Bisogna dire che presso i Tirolesi non è molto accentuato il disquilibrio dovuto al rifiuto del corpo: molta libertà, molta spontaneità, anche nella classe sociale più «chiusa», stanno all'origine degli atteggiamenti igienistici di un diffuso naturismo.

Questa costante e tenace immersione nel mondo pratico li porta piuttosto a una banalità di atteggiamenti, con conseguente povertà di componenti fantastiche, ironiche, alla destituzione dal senso dell'humor, che certamente male si concilia con questo mondo in cui la rigidità morale sommerge la possibile plasticità delle componenti estetiche. Eppure hanno espresso un loro stile nelle arti figurative e appassionata è l'applicazione alla musica, nelle chiese, nelle case private.
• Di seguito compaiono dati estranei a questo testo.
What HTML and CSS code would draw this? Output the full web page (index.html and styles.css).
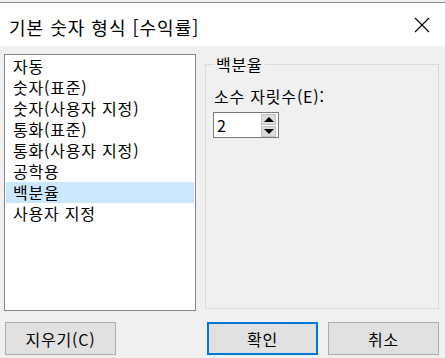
FILE: index.html
```html
<!DOCTYPE html>
<html lang="ko">
<head>
    <meta charset="UTF-8">
    <title>기본 숫자 형식</title>
    <link rel="stylesheet" href="styles.css">
</head>
<body>
    <div class="strip"></div>
    <div class="titlebar">
        <span class="title">기본 숫자 형식 [수익률]</span>
        <svg class="close" width="16" height="16" viewBox="0 0 16 16">
            <path d="M1 1 L15 15 M15 1 L1 15" stroke="#000" stroke-width="1.1" fill="none"/>
        </svg>
    </div>
    <div class="dialog">
        <div class="main">
            <ul class="listbox">
                <li>자동</li>
                <li>숫자(표준)</li>
                <li>숫자(사용자 지정)</li>
                <li>통화(표준)</li>
                <li>통화(사용자 지정)</li>
                <li>공학용</li>
                <li class="selected">백분율</li>
                <li>사용자 지정</li>
            </ul>
            <fieldset class="group">
                <legend>백분율</legend>
                <label class="field-label">소수 자릿수(E):</label>
                <div class="spinner">
                    <span class="spinner-value">2</span>
                    <div class="spin-buttons">
                        <div class="spin-btn"><span class="arrow-up"></span></div>
                        <div class="spin-btn"><span class="arrow-down"></span></div>
                    </div>
                </div>
            </fieldset>
        </div>
        <div class="buttons">
            <button class="btn">지우기(C)</button>
            <div class="right-buttons">
                <button class="btn default">확인</button>
                <button class="btn">취소</button>
            </div>
        </div>
    </div>
</body>
</html>
```

FILE: styles.css
```css
body {
    margin: 0;
    width: 445px;
    height: 358px;
    overflow: hidden;
    font-family: "Noto Sans CJK KR", "Noto Sans", sans-serif;
    font-size: 16px;
    letter-spacing: 0.8px;
    color: #000;
    background-color: #f0f0f0;
}
.strip {
    height: 2px;
    background-color: #f0f0f0;
    border-bottom: 1px solid #8a8a8a;
}
.titlebar {
    height: 43px;
    background-color: #fff;
    display: flex;
    align-items: center;
    justify-content: space-between;
    padding: 0 15px 0 9px;
}
.title {
    font-size: 18px;
    letter-spacing: 1px;
    line-height: 20px;
    margin-top: 4px;
}
.close {
    margin-top: 1px;
}
.dialog {
    padding: 8px 6px 0 4px;
}
.main {
    display: flex;
    gap: 9px;
}
.listbox {
    list-style: none;
    margin: 0;
    padding: 1px;
    width: 189px;
    height: 253px;
    border: 1px solid #828790;
    background-color: #fff;
}
.listbox li {
    height: 21px;
    line-height: 21px;
    padding-left: 7px;
}
.listbox li.selected {
    background-color: #cce8ff;
}
.group {
    margin: 0;
    padding: 0 8px;
    width: 234px;
    height: 255px;
    box-sizing: border-box;
    border: 1px solid #dcdcdc;
    flex: none;
    align-self: flex-start;
    min-width: 0;
}
.group legend {
    padding: 0 2px;
    line-height: 21px;
}
.field-label {
    display: block;
    line-height: 21px;
    margin-top: 11px;
}
.spinner {
    margin: 5px 0 0 -1px;
    width: 64px;
    height: 24px;
    border: 1px solid #7a7a7a;
    background-color: #fff;
    display: flex;
    justify-content: space-between;
    align-items: center;
}
.spinner-value {
    padding-left: 3px;
    line-height: 24px;
}
.spin-buttons {
    display: flex;
    flex-direction: column;
    gap: 1px;
    margin-right: 2px;
}
.spin-btn {
    width: 13px;
    height: 9px;
    background-color: #dadada;
    border: 1px solid #c4c4c4;
    display: flex;
    align-items: center;
    justify-content: center;
}
.arrow-up {
    border-left: 5px solid transparent;
    border-right: 5px solid transparent;
    border-bottom: 5px solid #000;
}
.arrow-down {
    border-left: 5px solid transparent;
    border-right: 5px solid transparent;
    border-top: 5px solid #000;
}
.buttons {
    display: flex;
    justify-content: space-between;
    margin-top: 11px;
    padding-left: 1px;
}
.right-buttons {
    display: flex;
    gap: 10px;
}
.btn {
    width: 111px;
    height: 33px;
    font-family: inherit;
    font-size: 16px;
    letter-spacing: 0.8px;
    color: #000;
    background-color: #e1e1e1;
    border: 1px solid #adadad;
    border-radius: 0;
    padding: 0;
}
.btn.default {
    border: 2px solid #0078d7;
}
```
In nome del folclore, si respingono qui le sollecitazioni del mondo moderno, che va cancellando inesorabilmente le indulgenze al pittoresco.
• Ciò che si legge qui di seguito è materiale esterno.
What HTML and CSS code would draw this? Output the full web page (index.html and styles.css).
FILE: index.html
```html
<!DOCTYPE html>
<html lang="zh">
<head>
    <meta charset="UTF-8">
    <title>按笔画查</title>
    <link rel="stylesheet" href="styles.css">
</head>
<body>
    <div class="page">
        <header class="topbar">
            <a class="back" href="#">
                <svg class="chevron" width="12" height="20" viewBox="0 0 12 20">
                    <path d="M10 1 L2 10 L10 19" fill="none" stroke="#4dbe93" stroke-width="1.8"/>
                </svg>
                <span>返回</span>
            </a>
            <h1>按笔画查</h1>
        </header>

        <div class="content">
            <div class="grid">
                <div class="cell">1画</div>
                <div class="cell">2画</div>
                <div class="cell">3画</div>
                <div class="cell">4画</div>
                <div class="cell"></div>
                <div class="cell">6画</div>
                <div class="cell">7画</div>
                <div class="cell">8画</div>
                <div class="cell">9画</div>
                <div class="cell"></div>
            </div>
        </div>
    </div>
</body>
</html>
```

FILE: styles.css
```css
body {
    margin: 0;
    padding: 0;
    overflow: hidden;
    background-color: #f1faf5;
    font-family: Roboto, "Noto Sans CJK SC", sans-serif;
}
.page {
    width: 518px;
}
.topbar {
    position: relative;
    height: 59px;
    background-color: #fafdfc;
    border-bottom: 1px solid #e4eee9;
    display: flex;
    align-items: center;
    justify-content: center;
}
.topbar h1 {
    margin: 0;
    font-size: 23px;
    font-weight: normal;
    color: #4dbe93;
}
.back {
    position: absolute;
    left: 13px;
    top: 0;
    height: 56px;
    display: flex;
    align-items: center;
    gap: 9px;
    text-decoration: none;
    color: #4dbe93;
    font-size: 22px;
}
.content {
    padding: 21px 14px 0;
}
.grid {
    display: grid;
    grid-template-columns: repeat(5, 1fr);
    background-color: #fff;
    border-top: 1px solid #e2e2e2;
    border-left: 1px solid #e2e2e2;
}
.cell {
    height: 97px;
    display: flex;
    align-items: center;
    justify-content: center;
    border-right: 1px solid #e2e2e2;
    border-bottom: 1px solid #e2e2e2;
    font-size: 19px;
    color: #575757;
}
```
L'uomo moderno, se raffinato, si vergogna delle insegne, delle livree e delle uniformi. I Tirolesi invece ci sono attaccati con il deteriore schematismo della mentalità corporativa. Perciò non avvertono il grottesco, il «pompieristico» di certe manifestazioni collettive. Ecco dunque il «Bàcher-Ball» il «Metzger-Ball», il «Feuerwehr-Ball» e — incredibile dictu! — l'«Akademiker-Ball» ...

In questo paese dove l'affermazione della personalità individuale è portata ad un alto grado, l'individuo stesso — solo apparentemente in modo paradossale — tende a farsi assorbire dalla sua funzione, da un emblema.

È dunque una società che vive di protocolli e di forma, che si identifica non solo col proprio mestiere, ma, e soprattutto, con le insegne di esso. È ovvio che ciò significa anche fede nel proprio lavoro e orgoglio di eseguirlo come un compito degno e utile a qualsiasi livello.

Nelle strade del centro l'artigiano circola con il grembiule o col camice: questa non è una infrazione alla decenza, alla tenace prassi piccolo borghese, secondo la quale non ci si può presentare mai se non «korrekt in jeder Situation», ma è l'estrinsecazione del più coltivato, tenace e patetico orgoglio municipale (queste bandiere, questi stendardi, questi labari ... queste «piume sul cappello!» ...).

Derivano da qui la fiducia e l'ottimismo, perfino la cautela o la sicurezza quotidiana: da questa assenza di respiro universale, di passioni scomposte e incontrollate. I Tirolesi, in verità, non vivono agli ordini dell'impazienza e neppure nella notte della disperazione. Certo, anche per loro, si può dire che non sempre la saggezza è gradevole: e i loro «intellettuali» non sono sicuramente i chierici di una società ideale.

Eppure questa loro società vive la sua minore epopea quotidiana, che non conosce noia o insofferenza, proteste o evasioni. Che c'è di più eternamente immobile, di più puntualmente ricorrente di una festa campestre, così che oltre un melo fiorito o una vite ricurva non si possa sospettare un altro orizzonte?

Dopo tutto anche l'«Arcadia» è stata una visione del mondo.